Mein Kumpel hat das 912 und ich das CM 690 II Advanced. Beide sind top!
Ich mag mein 690 etwas lieber, weil es wertiger aussieht gerade das Plastick.
Ich würde aber beide eindeutig empfehlen!

Etwas teurer gibt es noch das Haf 922 und 932.


----------



## facehugger (13. Juli 2011)

*AW: Midigehäuse mit 200mm / 140mm Lüfterplätzen bis 70€*



manizzle schrieb:


> du kannst ruhig zugeben, dass es dich bereits beim wort lian li in den fingern gejuckt hat  komm gibts zu!
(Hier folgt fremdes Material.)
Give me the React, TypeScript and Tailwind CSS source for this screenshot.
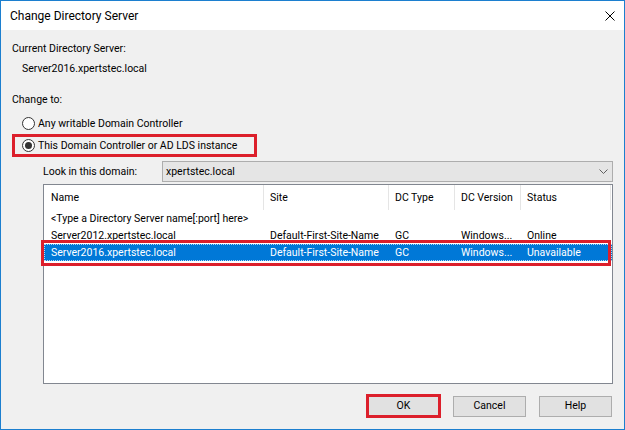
import React from 'react';

type Row = { name: string; site: string; type: string; version: string; status: string; selected?: boolean };

const rows: Row[] = [
  { name: '<Type a Directory Server name[:port] here>', site: '', type: '', version: '', status: '' },
  { name: 'Server2012.xpertstec.local', site: 'Default-First-Site-Name', type: 'GC', version: 'Windows...', status: 'Online' },
  { name: 'Server2016.xpertstec.local', site: 'Default-First-Site-Name', type: 'GC', version: 'Windows...', status: 'Unavailable', selected: true },
];

function Radio({ checked, label }: { checked?: boolean; label: string }) {
  return (
    <div className="flex items-center gap-[3px] h-[17px]">
      <span className="w-[13px] h-[13px] rounded-full border border-[#333333] bg-white flex items-center justify-center">
        {checked && <span className="w-[7px] h-[7px] rounded-full bg-[#333333]" />}
      </span>
      <span>{label}</span>
    </div>
  );
}

export default function App() {
  return (
    <div className="w-[625px] h-[430px] border border-[#1c7fcf] bg-[#f0f0f0] flex flex-col text-black font-[family-name:Roboto,sans-serif]">
      {/* title bar */}
      <div className="h-[29px] bg-white flex items-center justify-between pl-[9px] pr-[9px] text-[12px]">
        <span>Change Directory Server</span>
        <svg width="10" height="10" viewBox="0 0 10 10">
          <path d="M0.5 0.5 L9.5 9.5 M9.5 0.5 L0.5 9.5" stroke="#000" strokeWidth="1" />
        </svg>
      </div>

      {/* body */}
      <div className="flex flex-col pl-[11px] pt-[11px] text-[10.5px]">
        <div className="h-4 flex items-center">Current Directory Server:</div>
        <div className="h-4 mt-1 pl-[10px] flex items-center">Server2016.xpertstec.local</div>
        <div className="h-4 mt-[15px] flex items-center">Change to:</div>

        <div className="mt-[7px] pl-[10px]">
          <Radio label="Any writable Domain Controller" />
        </div>
        <div className="mt-[2px] w-[245px] h-[23px] border-[3px] border-[#dc1f2b] pl-[7px] flex items-center">
          <Radio checked label="This Domain Controller or AD LDS instance" />
        </div>

        {/* domain combo */}
        <div className="mt-1 ml-[31px] flex items-center h-[21px]">
          <span className="w-[119px]">Look in this domain:</span>
          <div className="w-[451px] h-[21px] bg-[#e5e5e5] border border-[#adadad] flex items-center justify-between pl-[3px] pr-[4px]">
            <span>xpertstec.local</span>
            <svg width="9" height="5" viewBox="0 0 9 5">
              <path d="M0.5 0.5 L4.5 4.5 L8.5 0.5" fill="none" stroke="#606060" strokeWidth="1" />
            </svg>
          </div>
        </div>

        {/* server list */}
        <div className="relative mt-[2px] ml-[31px] w-[570px] h-[200px] bg-white border border-[#828790]">
          <div className="grid grid-cols-[220px_125px_66px_66px_90px] h-[25px]">
            <div className="pl-[7px] flex items-center border-r border-[#e5e5e5]">Name</div>
            <div className="pl-[6px] flex items-center border-r border-[#e5e5e5]">Site</div>
            <div className="pl-[6px] flex items-center border-r border-[#e5e5e5]">DC Type</div>
            <div className="pl-[6px] flex items-center border-r border-[#e5e5e5]">DC Version</div>
            <div className="pl-[6px] flex items-center border-r border-[#e5e5e5]">Status</div>
          </div>
          {rows.map((r) => (
            <div
              key={r.name}
              className={
                r.selected
                  ? 'grid grid-cols-[220px_125px_66px_66px_90px] h-[17px] items-center whitespace-nowrap bg-[#0078d7] text-white outline-1 outline-dotted outline-white/70 -outline-offset-1 w-[568px]'
                  : 'grid grid-cols-[220px_125px_66px_66px_90px] h-[17px] items-center whitespace-nowrap'
              }
            >
              <span className="pl-[7px]">{r.name}</span>
              <span className="pl-[6px]">{r.site}</span>
              <span className="pl-[6px]">{r.type}</span>
              <span className="pl-[6px]">{r.version}</span>
              <span className="pl-[6px]">{r.status}</span>
            </div>
          ))}
          {/* highlight around selected row */}
          <div className="absolute left-[-3px] top-[55px] w-[570px] h-[26px] border-[3px] border-[#dc1f2b]" />
        </div>

        {/* buttons */}
        <div className="mt-[10px] w-[600px] h-[24px] flex items-center justify-end">
          <div className="w-[75px] h-[24px] border-[3px] border-[#dc1f2b] bg-[#e1e1e1] flex items-center justify-center">
            OK
          </div>
          <div className="ml-[12px] w-[73px] h-[21px] border border-[#adadad] bg-[#e1e1e1] flex items-center justify-center">
            Cancel
          </div>
          <div className="ml-[13px] w-[73px] h-[21px] border border-[#adadad] bg-[#e1e1e1] flex items-center justify-center">
            Help
          </div>
        </div>
      </div>
    </div>
  );
}
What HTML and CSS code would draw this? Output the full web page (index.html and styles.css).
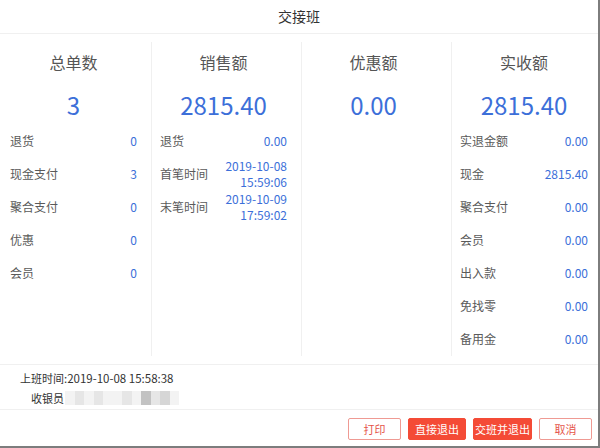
FILE: index.html
```html
<!DOCTYPE html>
<html lang="zh-CN">
<head>
<meta charset="utf-8">
<title>交接班</title>
<link rel="stylesheet" href="styles.css">
</head>
<body>
<div class="dialog">
  <div class="title">交接班</div>
  <div class="stats">
    <div class="col c1">
      <div class="head">总单数</div>
      <div class="big">3</div>
      <div class="row"><span class="lb">退货</span><span class="val">0</span></div>
      <div class="row"><span class="lb">现金支付</span><span class="val">3</span></div>
      <div class="row"><span class="lb">聚合支付</span><span class="val">0</span></div>
      <div class="row"><span class="lb">优惠</span><span class="val">0</span></div>
      <div class="row"><span class="lb">会员</span><span class="val">0</span></div>
    </div>
    <div class="col c2">
      <div class="head">销售额</div>
      <div class="big">2815.40</div>
      <div class="row"><span class="lb">退货</span><span class="val">0.00</span></div>
      <div class="row"><span class="lb">首笔时间</span><span class="val two">2019-10-08<br>15:59:06</span></div>
      <div class="row"><span class="lb">末笔时间</span><span class="val two">2019-10-09<br>17:59:02</span></div>
    </div>
    <div class="col c3">
      <div class="head">优惠额</div>
      <div class="big">0.00</div>
    </div>
    <div class="col c4">
      <div class="head">实收额</div>
      <div class="big">2815.40</div>
      <div class="row"><span class="lb">实退金额</span><span class="val">0.00</span></div>
      <div class="row"><span class="lb">现金</span><span class="val">2815.40</span></div>
      <div class="row"><span class="lb">聚合支付</span><span class="val">0.00</span></div>
      <div class="row"><span class="lb">会员</span><span class="val">0.00</span></div>
      <div class="row"><span class="lb">出入款</span><span class="val">0.00</span></div>
      <div class="row"><span class="lb">免找零</span><span class="val">0.00</span></div>
      <div class="row"><span class="lb">备用金</span><span class="val">0.00</span></div>
    </div>
  </div>
  <div class="info">
    <div class="line"><span class="ilb">上班时间</span><span class="num">:2019-10-08 15:58:38</span></div>
    <div class="line"><span class="ilb">收银员</span><span class="blur"><i class="p1"></i><i class="p2"></i><i class="p1"></i><i class="p2"></i><i class="p1"></i><i class="p1"></i><i class="p2"></i><i class="p1"></i><i class="p4"></i><i class="p2"></i><i class="p3"></i><i class="p1"></i></span></div>
  </div>
  <div class="actions">
    <button class="btn outline">打印</button>
    <button class="btn solid w58">直接退出</button>
    <button class="btn solid w59">交班并退出</button>
    <button class="btn outline">取消</button>
  </div>
</div>
</body>
</html>
```

FILE: styles.css
```css
* { box-sizing: border-box; }
html, body { margin: 0; padding: 0; background: #fff; }
body {
  font-family: "Noto Sans CJK SC", "Noto Sans", sans-serif;
  color: #555;
  width: 600px;
  height: 448px;
  overflow: hidden;
}
.dialog {
  width: 600px;
  height: 448px;
  border-right: 2px solid #7d7d7d;
  border-bottom: 2px solid #7d7d7d;
  display: flex;
  flex-direction: column;
}
.title {
  height: 34px;
  line-height: 33px;
  text-align: center;
  font-size: 14px;
  color: #333;
  border-bottom: 1px solid #f0f0f0;
}
.stats {
  display: grid;
  grid-template-columns: 151px 150px 150px 1fr;
  margin-top: 8px;
  height: 314px;
}
.col { padding: 8px 14px 0 10px; }
.c2, .c3, .c4 { border-left: 1px solid #f0f0f0; padding-left: 8px; }
.c4 { padding-right: 10px; }
.head {
  text-align: center;
  font-size: 16px;
  line-height: 24px;
  color: #555;
}
.big {
  text-align: center;
  font-size: 24px;
  line-height: 36px;
  margin-top: 13px;
  margin-bottom: 1px;
  color: #3c6fd9;
}
.row {
  height: 33px;
  display: flex;
  align-items: center;
  justify-content: space-between;
  font-size: 12px;
}
.lb { color: #5a5a5a; }
.val { color: #3c6fd9; text-align: right; }
.val.two { line-height: 16px; }
.info {
  margin-top: 8px;
  border-top: 1px solid #f0f0f0;
  border-bottom: 1px solid #f0f0f0;
  height: 46px;
  padding-top: 3px;
  font-size: 11px;
  color: #333;
}
.line { height: 20px; line-height: 20px; display: flex; align-items: center; }
.ilb { width: 64px; text-align: right; }
.num { font-size: 11.5px; }
.blur { display: flex; height: 14px; margin-left: 1px; }
.blur i { display: block; width: 9.5px; height: 14px; }
.p1 { background: #f3f3f3; }
.p2 { background: #e6e6e6; }
.p3 { background: #d6d6d6; }
.p4 { background: #c2c2c2; }
.actions {
  flex: 1;
  display: flex;
  justify-content: flex-end;
  align-items: flex-start;
  gap: 7px;
  padding: 8px 6px 0 0;
}
.btn {
  height: 22px;
  width: 53px;
  font-family: "Noto Sans CJK SC", sans-serif;
  font-size: 11px;
  border-radius: 2px;
  padding: 0;
  line-height: 20px;
}
.outline { background: #fff; border: 1px solid #ef9a93; color: #e5554a; }
.solid { background: #f44b36; border: 1px solid #f44b36; color: #fff; }
.w58 { width: 58px; }
.w59 { width: 59px; }
```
Wieso, ich hätte auch LianLi empfohlen. Nur liegen diese teils sehr deulich über dem Budget des TE`s Und das empfohlene Lancool K62 ist ja eine Tochterfirma LianLi`s...

Gruß


----------



## Kel (13. Juli 2011)

*AW: Midigehäuse mit 200mm / 140mm Lüfterplätzen bis 70€*

HAF 922 hat keinen Staubfilter in der Bodenplatte, was wohl heisst, dass das Netzteil den ganzen Staub reinsaugt  (Nachrüsten kostet wieder = über 90€).


----------



## manizzle (13. Juli 2011)

*AW: Midigehäuse mit 200mm / 140mm Lüfterplätzen bis 70€*



facehugger schrieb:


> Wieso, ich hätte auch LianLi empfohlen. Nur liegen diese teils sehr deulich über dem Budget des TE`s
> 
> Gruß


 
nö, das von mir vorgeschlagene kostet 70 flocken :> aber hat kein 2XX mm fan drinne :/


----------



## Kel (13. Juli 2011)

*AW: Midigehäuse mit 200mm / 140mm Lüfterplätzen bis 70€*

2XXmm oder 140mm oder beides zusammen, ich bin auch mit 140mm zufrieden . Nur 120mm gefällt mir nicht wirklich.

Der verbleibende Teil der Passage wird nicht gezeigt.